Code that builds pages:
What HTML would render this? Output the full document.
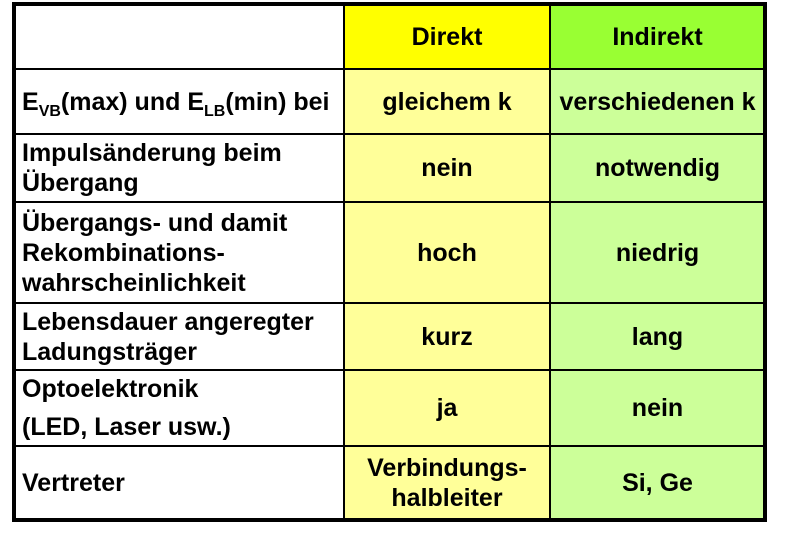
<!DOCTYPE html>
<html><head><meta charset="utf-8"><style>
body{margin:0;background:#fff;width:789px;height:533px;position:relative;overflow:hidden;font-family:"Liberation Sans",Arial,sans-serif;font-weight:bold;font-size:25px;color:#000}
.c{position:absolute;display:flex;align-items:center;line-height:30px;box-sizing:border-box;white-space:nowrap}
.l{padding-left:8px}
.m{justify-content:center;text-align:center}
.h{position:absolute;background:#000}
sub{font-size:16px;vertical-align:-6px;line-height:0}
</style></head><body>
<div class="c" style="left:14px;top:4px;width:330px;height:65px;background:#fff"></div>
<div class="c m" style="left:344px;top:4px;width:206px;height:65px;background:#ffff00"><span>Direkt</span></div>
<div class="c m" style="left:550px;top:4px;width:215px;height:65px;background:#99ff33"><span>Indirekt</span></div>

<div class="c m" style="left:344px;top:69px;width:206px;height:451px;background:#ffff99"></div>
<div class="c m" style="left:550px;top:69px;width:215px;height:451px;background:#ccff99"></div>

<div class="c l" style="left:14px;top:69px;width:330px;height:65px"><span>E<sub>VB</sub>(max) und E<sub>LB</sub>(min) bei</span></div>
<div class="c m" style="left:344px;top:69px;width:206px;height:65px"><span>gleichem k</span></div>
<div class="c m" style="left:550px;top:69px;width:215px;height:65px"><span>verschiedenen k</span></div>

<div class="c l" style="left:14px;top:134px;width:330px;height:68px"><span>Impulsänderung beim<br>Übergang</span></div>
<div class="c m" style="left:344px;top:134px;width:206px;height:68px"><span>nein</span></div>
<div class="c m" style="left:550px;top:134px;width:215px;height:68px"><span>notwendig</span></div>

<div class="c l" style="left:14px;top:202px;width:330px;height:101px"><span>Übergangs- und damit<br>Rekombinations-<br>wahrscheinlichkeit</span></div>
<div class="c m" style="left:344px;top:202px;width:206px;height:101px"><span>hoch</span></div>
<div class="c m" style="left:550px;top:202px;width:215px;height:101px"><span>niedrig</span></div>

<div class="c l" style="left:14px;top:303px;width:330px;height:67px"><span>Lebensdauer angeregter<br>Ladungsträger</span></div>
<div class="c m" style="left:344px;top:303px;width:206px;height:67px"><span>kurz</span></div>
<div class="c m" style="left:550px;top:303px;width:215px;height:67px"><span>lang</span></div>

<div class="c l" style="left:14px;top:370px;width:330px;height:76px;line-height:38px"><span>Optoelektronik<br>(LED, Laser usw.)</span></div>
<div class="c m" style="left:344px;top:370px;width:206px;height:76px"><span>ja</span></div>
<div class="c m" style="left:550px;top:370px;width:215px;height:76px"><span>nein</span></div>

<div class="c l" style="left:14px;top:446px;width:330px;height:74px"><span>Vertreter</span></div>
<div class="c m" style="left:344px;top:446px;width:206px;height:74px;line-height:30px"><span>Verbindungs-<br>halbleiter</span></div>
<div class="c m" style="left:550px;top:446px;width:215px;height:74px"><span>Si, Ge</span></div>

<div class="h" style="left:12px;top:2px;width:755px;height:4px"></div>
<div class="h" style="left:12px;top:518px;width:755px;height:4px"></div>
<div class="h" style="left:12px;top:2px;width:4px;height:520px"></div>
<div class="h" style="left:763px;top:2px;width:4px;height:520px"></div>
<div class="h" style="left:343px;top:2px;width:2px;height:520px"></div>
<div class="h" style="left:549px;top:2px;width:2px;height:520px"></div>
<div class="h" style="left:12px;top:68px;width:755px;height:2px"></div>
<div class="h" style="left:12px;top:133px;width:755px;height:2px"></div>
<div class="h" style="left:12px;top:201px;width:755px;height:2px"></div>
<div class="h" style="left:12px;top:302px;width:755px;height:2px"></div>
<div class="h" style="left:12px;top:369px;width:755px;height:2px"></div>
<div class="h" style="left:12px;top:445px;width:755px;height:2px"></div>
</body></html>
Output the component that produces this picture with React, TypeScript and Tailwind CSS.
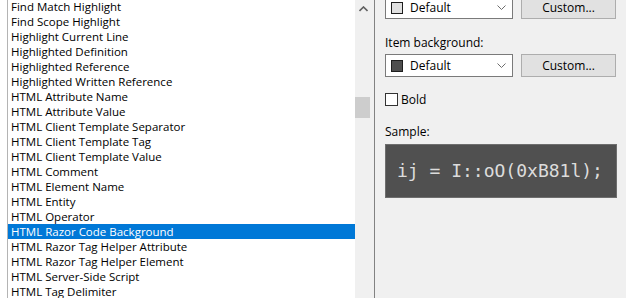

- Task: Gather each line of the listing that holds the string "Output".

- Task response:
What HTML would render this? Output the full document.
Output the component that produces this picture with React, TypeScript and Tailwind CSS.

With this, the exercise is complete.